И она объяснила с усталым видом, что Лизарда, лучшая ее корова, собирается отелиться.

-- Так ведь это же хорошо, -- сказал Жак. -- Теленок -- это для вас приятный подарок.

-- Ну да, конечно... но чего это ей стоит родить-то! Схватки могут начаться сегодня в ночь и затянуться до завтрашнего вечера. И затем жар же у ней! Если теленок издохнет, и с Лизардой случится несчастие -- это верных пятьсот франков плакали. Тут есть над чем поломать голову.

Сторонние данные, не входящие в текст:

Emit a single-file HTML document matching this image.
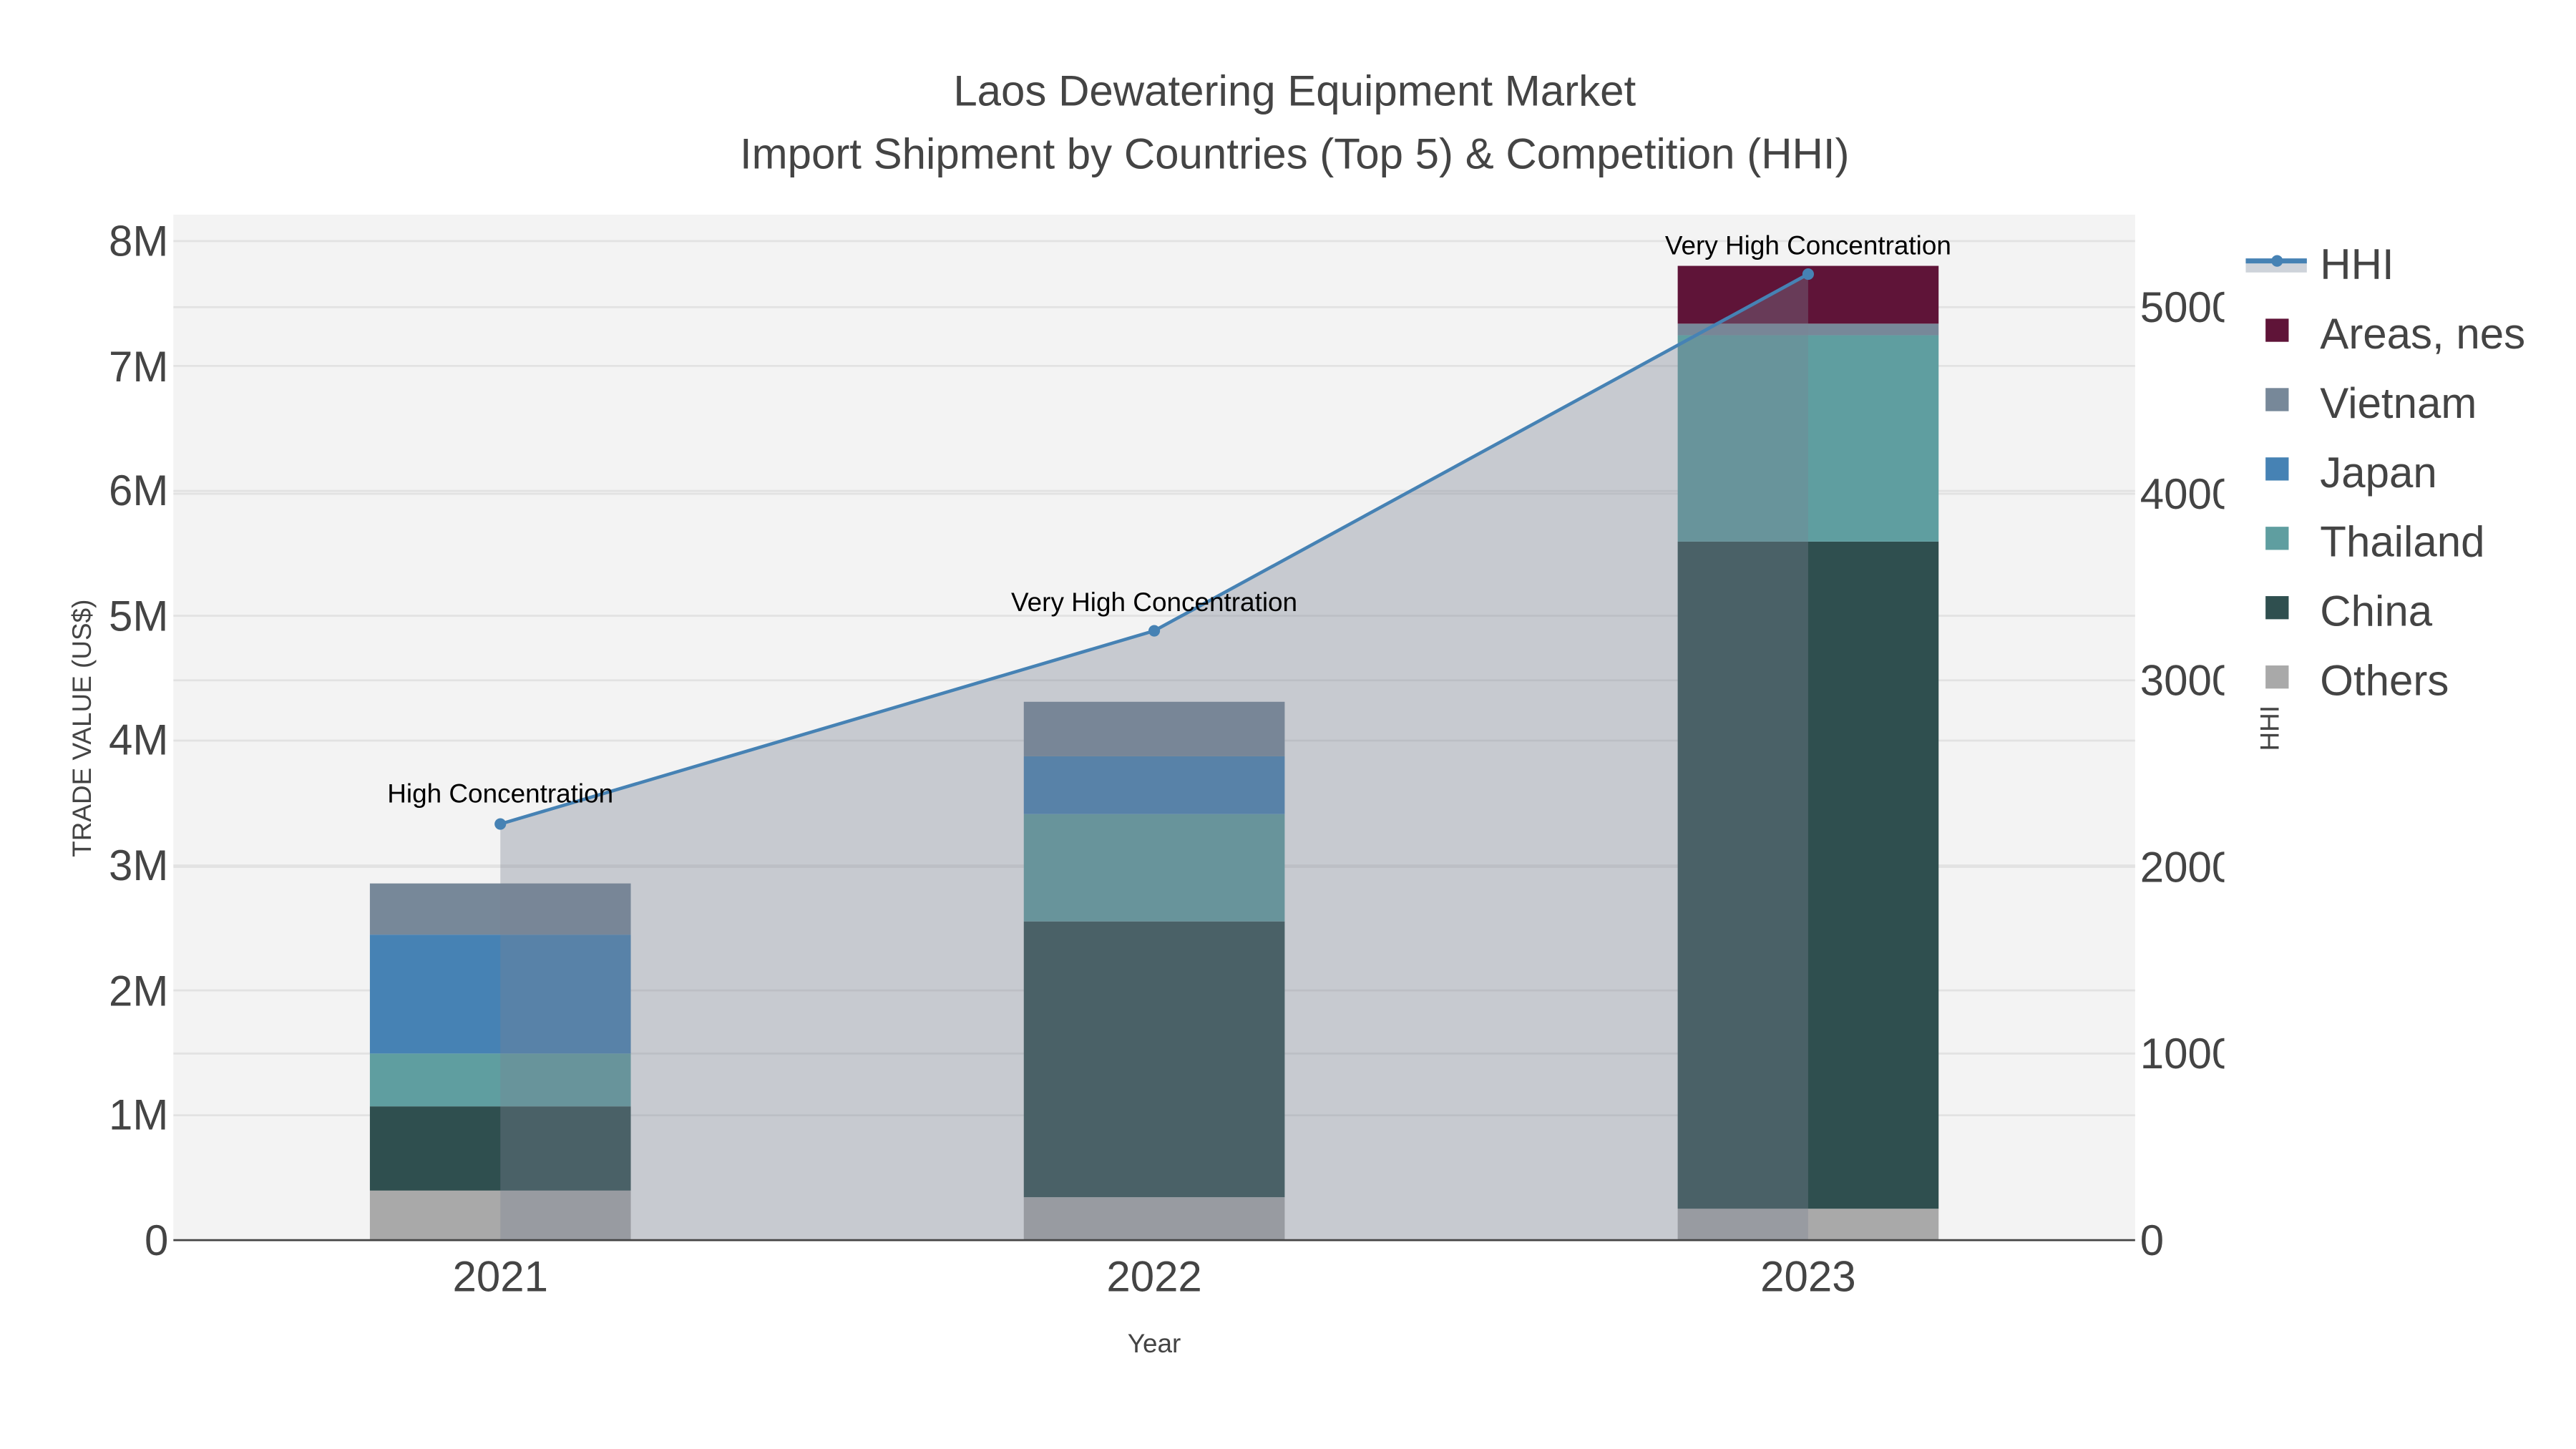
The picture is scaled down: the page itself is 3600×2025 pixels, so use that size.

И они приступили к обычным у крестьян жалобам. Очень трудно жить. День детской гнешь горб над землей, а что это дает? Дай Бог два, два с половиной процента. Если бы не выкармливали скот, с чего бы жить стали? Теперь хлеб, надо прямо сказать, за ничто идет, из-за привозного. Кончится тем, что начнем тополя сажать. Это дает по крайней мере франк в год с фута.

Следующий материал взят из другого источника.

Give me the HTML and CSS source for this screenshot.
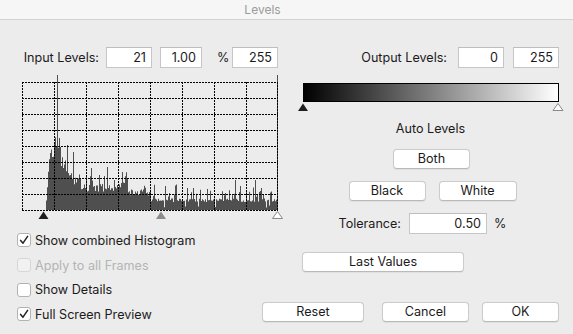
FILE: index.html
```html
<!DOCTYPE html>
<html>
<head>
<meta charset="utf-8">
<title>Levels</title>
<link rel="stylesheet" href="styles.css">
</head>
<body>
<div class="window">
  <div class="titlebar"><div class="title">Levels</div></div>
  <div class="content">
    <div class="col-left">
      <div class="levels-row">
        <span class="label">Input Levels:</span>
        <div class="field w46">21</div>
        <div class="field w42 gap8">1.00</div>
        <span class="pct">%</span>
        <div class="field w46">255</div>
      </div>
      <svg class="histogram" width="263" height="148" viewBox="17 72 263 148">
        <path id="hist" fill="#4f4f4f" d="M22 210 Z"/>
        <g stroke="#000" stroke-width="1" stroke-dasharray="2 1" shape-rendering="crispEdges" fill="none">
          <line x1="22" y1="82.5" x2="278" y2="82.5"/>
          <line x1="22" y1="98.5" x2="278" y2="98.5"/>
          <line x1="22" y1="114.5" x2="278" y2="114.5"/>
          <line x1="22" y1="130.5" x2="278" y2="130.5"/>
          <line x1="22" y1="146.5" x2="278" y2="146.5"/>
          <line x1="22" y1="162.5" x2="278" y2="162.5"/>
          <line x1="22" y1="178.5" x2="278" y2="178.5"/>
          <line x1="22" y1="194.5" x2="278" y2="194.5"/>
          <line x1="22" y1="210.5" x2="278" y2="210.5"/>
          <line x1="22.5" y1="82" x2="22.5" y2="211"/>
          <line x1="54.5" y1="82" x2="54.5" y2="211"/>
          <line x1="86.5" y1="82" x2="86.5" y2="211"/>
          <line x1="118.5" y1="82" x2="118.5" y2="211"/>
          <line x1="150.5" y1="82" x2="150.5" y2="211"/>
          <line x1="182.5" y1="82" x2="182.5" y2="211"/>
          <line x1="214.5" y1="82" x2="214.5" y2="211"/>
          <line x1="246.5" y1="82" x2="246.5" y2="211"/>
          <line x1="277.5" y1="82" x2="277.5" y2="211"/>
        </g>
        <polygon points="38.5,219 43.5,211.5 48.5,219" fill="#1e1e1e"/>
        <polygon points="156,219 161,211.5 166,219" fill="#8c8c8c"/>
        <polygon points="272.5,218.5 277.5,211.5 282.5,218.5" fill="#fff" stroke="#8a8a8a" stroke-width="1"/>
      </svg>
      <div class="checks">
        <div class="check">
          <span class="box"><svg width="14" height="14" viewBox="0 0 14 14"><path d="M3.6 7.4 L6 10.2 L10.6 3.4" fill="none" stroke="#222" stroke-width="1.5" stroke-linecap="round" stroke-linejoin="round"/></svg></span>
          <span>Show combined Histogram</span>
        </div>
        <div class="check disabled">
          <span class="box"></span>
          <span>Apply to all Frames</span>
        </div>
        <div class="check">
          <span class="box"></span>
          <span>Show Details</span>
        </div>
        <div class="check">
          <span class="box"><svg width="14" height="14" viewBox="0 0 14 14"><path d="M3.6 7.4 L6 10.2 L10.6 3.4" fill="none" stroke="#222" stroke-width="1.5" stroke-linecap="round" stroke-linejoin="round"/></svg></span>
          <span>Full Screen Preview</span>
        </div>
      </div>
    </div>
    <div class="col-right">
      <div class="levels-row out">
        <span class="label">Output Levels:</span>
        <div class="field w46">0</div>
        <div class="field w46 gap9">255</div>
      </div>
      <div class="gradient"></div>
      <svg class="out-tris" width="259" height="8" viewBox="300 103 259 8">
        <polygon points="298,111 303,103.5 308,111" fill="#1e1e1e"/>
        <polygon points="553,110.5 558,103.5 563,110.5" fill="#fff" stroke="#8a8a8a" stroke-width="1"/>
      </svg>
      <div class="auto-title">Auto Levels</div>
      <div class="btn-row">
        <div class="btn w77">Both</div>
      </div>
      <div class="btn-row gap13">
        <div class="btn w77">Black</div>
        <div class="btn w78">White</div>
      </div>
      <div class="tol-row">
        <span class="tol-label">Tolerance:</span>
        <div class="field w78">0.50</div>
        <span class="tol-pct">%</span>
      </div>
      <div class="btn last">Last Values</div>
      <div class="footer">
        <div class="btn w102">Reset</div>
        <div class="btn w87 ml18">Cancel</div>
        <div class="btn w77 ml13">OK</div>
      </div>
    </div>
  </div>
</div>
<script src="script.js"></script>
</body>
</html>
```

FILE: styles.css
```css
* { box-sizing: border-box; }
html, body { margin: 0; padding: 0; }
body {
  width: 573px;
  height: 334px;
  overflow: hidden;
  background: #ececec;
  font-family: Inter, "Noto Sans", "Liberation Sans", sans-serif;
  font-size: 12.6px;
  color: #1b1b1b;
}
.window { width: 573px; height: 334px; }
.titlebar {
  height: 20px;
  background: #f6f6f6;
  border-bottom: 1px solid #d2d2d2;
}
.title {
  width: 525px;
  text-align: center;
  line-height: 19px;
  color: #9b9b9b;
  font-size: 12px;
}
.content {
  display: flex;
  padding: 27px 0 0 17px;
}
.col-left { width: 263px; display: flex; flex-direction: column; }
.col-right { width: 259px; margin-left: 20px; display: flex; flex-direction: column; }

.levels-row {
  display: flex;
  align-items: center;
  justify-content: flex-end;
  height: 21px;
  padding-right: 2px;
}
.levels-row.out { padding-right: 0; }
.levels-row .label { margin-right: 7px; }
.levels-row.out .label { margin-right: 11px; }
.field {
  height: 21px;
  background: #fff;
  border: 1px solid #c6c6c6;
  border-top-color: #bdbdbd;
  text-align: right;
  padding-right: 5px;
  line-height: 19px;
}
.w46 { width: 46px; }
.w42 { width: 42px; }
.w78 { width: 78px; }
.gap8 { margin-left: 8px; }
.gap9 { margin-left: 9px; }
.pct { width: 30px; padding-left: 15px; }

.histogram { display: block; margin-top: 4px; overflow: visible; }

.checks { margin-top: 8px; display: flex; flex-direction: column; }
.check {
  height: 24.7px;
  display: flex;
  align-items: center;
}
.box {
  width: 14px;
  height: 14px;
  background: #fff;
  border: 1px solid #b2b2b2;
  border-radius: 3px;
  margin-right: 4px;
  display: flex;
  align-items: center;
  justify-content: center;
  overflow: hidden;
}
.box svg { display: block; flex: none; }
.check.disabled { color: #b4b4b4; }
.check.disabled .box { border-color: #d6d6d6; background: #f1f1f1; }

.gradient {
  margin-top: 15px;
  margin-left: 3px;
  width: 256px;
  height: 19px;
  border: 1px solid #000;
  background: linear-gradient(to right, #000 0%, #fff 100%);
}
.out-tris { display: block; margin-top: 1px; overflow: visible; }
.auto-title {
  margin-top: 10px;
  line-height: 16px;
  text-align: center;
  padding-left: 2px;
}
.btn-row {
  display: flex;
  justify-content: center;
  margin-top: 12px;
  padding-left: 4px;
}
.btn-row.gap13 { gap: 13px; padding-left: 6px; }
.btn {
  height: 20px;
  background: #fff;
  border: 1px solid #cbcbcb;
  border-bottom-color: #b9b9b9;
  border-radius: 4px;
  box-shadow: 0 0.5px 1px rgba(0,0,0,0.06);
  text-align: center;
  line-height: 18px;
  color: #1b1b1b;
}
.w77 { width: 77px; }
.w87 { width: 87px; }
.w102 { width: 102px; }
.ml18 { margin-left: 18px; }
.ml13 { margin-left: 13px; }

.tol-row {
  display: flex;
  align-items: center;
  margin-top: 12px;
  height: 21px;
}
.tol-label { width: 101px; text-align: right; margin-right: 8px; }
.tol-pct { margin-left: 7px; }

.btn.last { width: 162px; margin-top: 18px; margin-left: 2px; }

.footer {
  display: flex;
  margin-top: 30px;
  margin-left: -38px;
}
```

FILE: script.js
```js
(function () {
  var seed = 20240611;
  function rnd() {
    seed = (seed * 1103515245 + 12345) % 2147483648;
    return seed / 2147483648;
  }
  function base(x) {
    if (x < 46) return 0;
    if (x < 49) return (x - 45) * 12;
    if (x < 55) return 45 + (x - 49) * 5;
    if (x <= 60) return 72;
    if (x <= 63) return 52;
    if (x <= 68) return 40;
    if (x <= 80) return 34 - (x - 68) * 0.5;
    if (x <= 120) return 23;
    if (x <= 127) return 33;
    if (x <= 150) return 18;
    return 10;
  }
  var special = { 57: 135, 67: 65, 73: 58, 91: 42, 99: 35, 107: 43, 235: 30, 255: 30, 277: 135 };
  var d = 'M22 210';
  for (var x = 22; x < 278; x++) {
    var b = base(x), h;
    if (special[x]) {
      h = special[x];
    } else if (b === 0) {
      h = 0;
    } else {
      h = b * (0.8 + 0.35 * rnd());
      var r = rnd();
      if (x >= 150) {
        if (r < 0.28) h += 4 + 11 * rnd();
        else if (r > 0.95) h = 2 + 3 * rnd();
      } else if (x >= 62 && r < 0.2) {
        h += b * 0.45 * rnd() + 3;
      }
    }
    d += ' V' + (210 - h).toFixed(1) + ' H' + (x + 1);
  }
  d += ' V210 Z';
  document.getElementById('hist').setAttribute('d', d);
})();
```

-- Да, -- закончил старик, -- это не как у вас в Париже, где не успеет человек, извините за выражение, повернуться -- глядь -- заработал уже пару экю.

Он остановился и потянулся к свечке, на которой образовался нагар. "С чего это она потекла так?" И, захлопнув свой нож над пламенем, он отделил обуглившийся конец фитиля.

-- Ну, что же это ты? -- продолжал он. -- Что же ты не ешь?

-- Как же, как же, я ем, -- протестовал Жак. -- Нет, спасибо, тетя... я больше не хочу.

Тем не менее, старуха положила ему на тарелку кусок кролика.

-- Ты съешь его, нечего тут. Надеюсь, ты сюда не поститься приехал.

Помолчав секунду, она вздохнула:

-- Вот так-так.

И быстро встала и вышла.

-- Она пошла к Лизарде, -- сказал старик, отвечая на немой вопрос Жака и Луизы. -- Если это случится сегодня ночью, не знаю что и делать. Пастух далеко сейчас. Она успеет околеть, несчастная, пока он соберется двинуться. Ах, Господи, Господи!

И он наклонил голову, стуча ручкою своего ножа по столу.

-- Что же ты, малый, не пьешь? Мое вино тебе не по вкусу?

Жак чувствовал, что голова у него пошла кругом в этой маленькой комнате, которую лоза, пылавшая в камине, наполняла кипящими испарениями.

-- Я задыхаюсь, -- сказал он.

Он встал, приоткрыл дверь и глотнул свежего воздуха. Пахло резким ароматом влажной листвы, с которым смешивался теплый запах навоза.

-- Как хорошо, -- сказал Жак. И он остался на пороге, вглядываясь в эту темную деревенскою ночь. Ни зги не было видно. Тонкие змеящиеся нити дождя пробегали перед его зрачками, расширившимися во тьме. Но это расстройство зрения продолжалось недолго, потому что мгла вдали начала проясняться. Светлая точка пробуравила тьму, вытянулась в острие и резнула рубцом света тетку Норину, сделавшуюся вдруг огромной. Норина сложилась вдвое, как на шарнире. Ноги ее легли горизонтально на землю, а бюст и голова вытянулись и достигли верхушек деревьев.

Норина возвращалась, предшествуемая своею тенью, которую фонарь приводил в движение.

-- Ну, что, тетя, как Лизарда?

-- Я думаю, что сегодня ничего не будет. Вернее всего она отелится завтра около полудня.

Они вошли и опять сели за стол.

-- Племянник, попробуй, чтобы узнать вкус, -- сказал старик, предлагая Жаку ужасный местный сыр, увядший сыр, как его называют крестьяне, род жесткого бри, цвета старого зуба, пахнущего гнилью и отхожим местом.

Жак отказался.

-- Луиза стоя спит, -- сказал он. -- Мы пойдем к себе.

-- И то тебя что-то не слышно, дочка. А все-таки успеете со спаньем, -- сказал старик. -- По чашечке мяты можно еще выпить.

-- Зад у него, что ли, застыл, у этого котла, -- бурчала Норина, разгребая огонь в очаге.

Старик достал из шкафа пучок сухих трав.

-- Нет ничего лучше для желудка, -- объявил он, отбирая листья получше.

Но парижане скорчили гримасу, отведав этого напитка, который показался им эликсиром для полосканья зубов.

Они предпочли выпить коньяку, который тетка принесла в аптекарской бутыли. И по их настояниям папаша Антуан вновь надел свои деревянные башмаки, зажег фонарь и проводил их до замка.